Pour le PTB, la sécurité n'est pas seulement une question militaire. C'est pourquoi nous ne sommes pas d'accord avec l'augmentation des dépenses en armement. La guerre en Ukraine souligne au contraire la nécessité d'une sécurité collective sur le continent européen. La seule voie menant à la stabilité et à la paix passe par une solution qui prend en compte la sécurité de l'ensemble du continent.

Cela nécessitera des consultations, du dialogue et de la diplomatie. Même avec la Russie ? Oui, même avec la Russie, car – que cela nous plaise ou non – ce pays fait partie de notre continent. Nous n'avons pas besoin d'être les meilleurs amis, mais un conflit ouvert avec nos voisins n'est jamais souhaitable. D'ailleurs, on ne négocie pas avec ses amis, mais avec ceux avec qui la relation est difficile, voire avec ses ennemis.

Pour être plus fort dans de telles négociations, l'Europe ferait mieux de rechercher des alliés dans le monde. En s'alignant sur les États-Unis via l'Otan – un pays qui est déjà intervenu militairement dans plus de 100 pays –, nous ne nous rendons pas populaires et risquons de nous fermer des portes. L'Europe doit au contraire garder les portes ouvertes avec le plus grand nombre de pays possible dans le monde, en particulier avec les nouvelles puissances émergentes comme l'Afrique du Sud, l'Inde, le Brésil, l'Indonésie et la Chine.

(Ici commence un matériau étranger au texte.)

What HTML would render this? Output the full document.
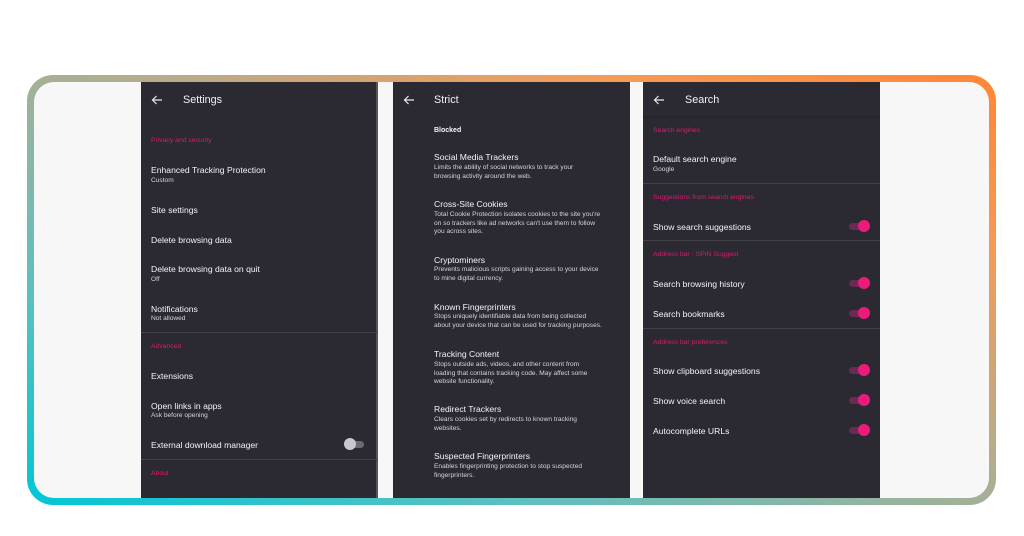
<!DOCTYPE html>
<html><head><meta charset="utf-8"><style>
*{margin:0;padding:0;box-sizing:border-box}
body{width:1024px;height:536px;background:#fff;position:relative;overflow:hidden;font-family:"Liberation Sans",sans-serif}
.frame{position:absolute;left:27px;top:75px;width:969px;height:430px;border-radius:26px;background:linear-gradient(to top right,#00c6d6 0%,#5cc0c0 25%,#b3ad8e 55%,#f59a55 80%,#ff8536 100%)}
.inner{position:absolute;left:34px;top:82px;width:955px;height:416px;border-radius:20px;background:#f7f7f7}
.p{position:absolute;top:82px;height:416px;width:237px;background:#2b2a33}
.p1{left:141px;border-right:2px solid #55545a}
.p2{left:393px}
.p3{left:643px}
.t{position:absolute;color:#f4f4f6;font-size:8.6px;line-height:10px;white-space:nowrap;margin-top:1px}
.s{position:absolute;color:#d4d4da;font-size:6.6px;line-height:8.6px;white-space:nowrap;margin-top:1px}
.c{position:absolute;color:#e0156f;font-size:6.8px;line-height:8px;white-space:nowrap;margin-top:1px}
.h{position:absolute;color:#f2f2f4;font-size:10.8px;line-height:12px}
.d{position:absolute;height:1px;background:#43424a;width:237px}
.tg{position:absolute;width:21px;height:12px}
.tg:before{content:"";position:absolute;left:0;top:2.5px;width:16px;height:7px;border-radius:4px;background:#6b2a52}
.tg:after{content:"";position:absolute;left:9px;top:0;width:12px;height:12px;border-radius:50%;background:#ec1b7a}
.off:before{background:#6a6a70;left:4px}
.off:after{left:0;background:#c8c8cc}
svg{position:absolute}
</style></head><body>
<div class="frame"></div><div class="inner"></div>

<div class="p p1">
<svg style="left:10px;top:13px" width="12" height="10" viewBox="0 0 12 10"><path d="M11 5H1.5M5.5 1L1.5 5l4 4" stroke="#e8e8ec" stroke-width="1.2" fill="none"/></svg>
<div class="h" style="left:42px;top:12px">Settings</div>
<div class="c" style="left:10px;top:54px">Privacy and security</div>
<div class="t" style="left:10px;top:82px">Enhanced Tracking Protection</div>
<div class="s" style="left:10px;top:94px">Custom</div>
<div class="t" style="left:10px;top:122px">Site settings</div>
<div class="t" style="left:10px;top:152px">Delete browsing data</div>
<div class="t" style="left:10px;top:181px">Delete browsing data on quit</div>
<div class="s" style="left:10px;top:193px">Off</div>
<div class="t" style="left:10px;top:221px">Notifications</div>
<div class="s" style="left:10px;top:232px">Not allowed</div>
<div class="d" style="left:0;top:250px"></div>
<div class="c" style="left:10px;top:260px">Advanced</div>
<div class="t" style="left:10px;top:288px">Extensions</div>
<div class="t" style="left:10px;top:318px">Open links in apps</div>
<div class="s" style="left:10px;top:329px">Ask before opening</div>
<div class="t" style="left:10px;top:357px">External download manager</div>
<div class="tg off" style="left:203px;top:356px"></div>
<div class="d" style="left:0;top:377px"></div>
<div class="c" style="left:10px;top:387px">About</div>
</div>

<div class="p p2">
<svg style="left:10px;top:13px" width="12" height="10" viewBox="0 0 12 10"><path d="M11 5H1.5M5.5 1L1.5 5l4 4" stroke="#e8e8ec" stroke-width="1.2" fill="none"/></svg>
<div class="h" style="left:41px;top:12px">Strict</div>
<div class="t" style="left:41px;top:43px;font-size:7px;font-weight:bold">Blocked</div>
<div class="t" style="left:41px;top:69px">Social Media Trackers</div>
<div class="s" style="left:41px;top:81px">Limits the ability of social networks to track your<br>browsing activity around the web.</div>
<div class="t" style="left:41px;top:116px">Cross-Site Cookies</div>
<div class="s" style="left:41px;top:128px">Total Cookie Protection isolates cookies to the site you're<br>on so trackers like ad networks can't use them to follow<br>you across sites.</div>
<div class="t" style="left:41px;top:172px">Cryptominers</div>
<div class="s" style="left:41px;top:183px">Prevents malicious scripts gaining access to your device<br>to mine digital currency.</div>
<div class="t" style="left:41px;top:219px">Known Fingerprinters</div>
<div class="s" style="left:41px;top:230px">Stops uniquely identifiable data from being collected<br>about your device that can be used for tracking purposes.</div>
<div class="t" style="left:41px;top:266px">Tracking Content</div>
<div class="s" style="left:41px;top:278px">Stops outside ads, videos, and other content from<br>loading that contains tracking code. May affect some<br>website functionality.</div>
<div class="t" style="left:41px;top:321px">Redirect Trackers</div>
<div class="s" style="left:41px;top:333px">Clears cookies set by redirects to known tracking<br>websites.</div>
<div class="t" style="left:41px;top:368px">Suspected Fingerprinters</div>
<div class="s" style="left:41px;top:380px">Enables fingerprinting protection to stop suspected<br>fingerprinters.</div>
</div>

<div class="p p3">
<svg style="left:10px;top:13px" width="12" height="10" viewBox="0 0 12 10"><path d="M11 5H1.5M5.5 1L1.5 5l4 4" stroke="#e8e8ec" stroke-width="1.2" fill="none"/></svg>
<div class="h" style="left:42px;top:12px">Search</div>
<div style="position:absolute;left:0;top:34px;width:237px;height:4px;background:linear-gradient(#242329,#2b2a33)"></div>
<div class="c" style="left:10px;top:44px">Search engines</div>
<div class="t" style="left:10px;top:71px">Default search engine</div>
<div class="s" style="left:10px;top:83px">Google</div>
<div class="d" style="left:0;top:101px"></div>
<div class="c" style="left:10px;top:111px">Suggestions from search engines</div>
<div class="t" style="left:10px;top:139px">Show search suggestions</div>
<div class="tg" style="left:206px;top:138px"></div>
<div class="d" style="left:0;top:158px"></div>
<div class="c" style="left:10px;top:168px">Address bar - SPIN Suggest</div>
<div class="t" style="left:10px;top:196px">Search browsing history</div>
<div class="tg" style="left:206px;top:195px"></div>
<div class="t" style="left:10px;top:226px">Search bookmarks</div>
<div class="tg" style="left:206px;top:225px"></div>
<div class="d" style="left:0;top:246px"></div>
<div class="c" style="left:10px;top:256px">Address bar preferences</div>
<div class="t" style="left:10px;top:283px">Show clipboard suggestions</div>
<div class="tg" style="left:206px;top:282px"></div>
<div class="t" style="left:10px;top:313px">Show voice search</div>
<div class="tg" style="left:206px;top:312px"></div>
<div class="t" style="left:10px;top:343px">Autocomplete URLs</div>
<div class="tg" style="left:206px;top:342px"></div>
</div>
</body></html>
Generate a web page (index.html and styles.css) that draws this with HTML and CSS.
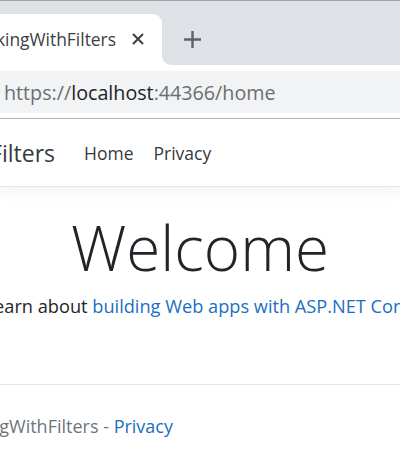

Si l'Europe avait choisi la sécurité collective, la situation serait totalement différente aujourd'hui et nous aurions pu éviter des centaines de milliers de morts. De plus, l'image de l'Europe dans le monde en serait grandement améliorée.

Ce n'est pas en nous armant jusqu'aux dents que nous nous ferons respecter. Sur ce point, nous ne pourrons jamais rattraper les États-Unis. Le prestige international se gagne aussi par des initiatives diplomatiques et la défense des droits humains, comme le fait actuellement l'Afrique du Sud dans le cas du génocide en Palestine. Il n'est pas trop tard pour l'Europe. Faisons enfin ce choix.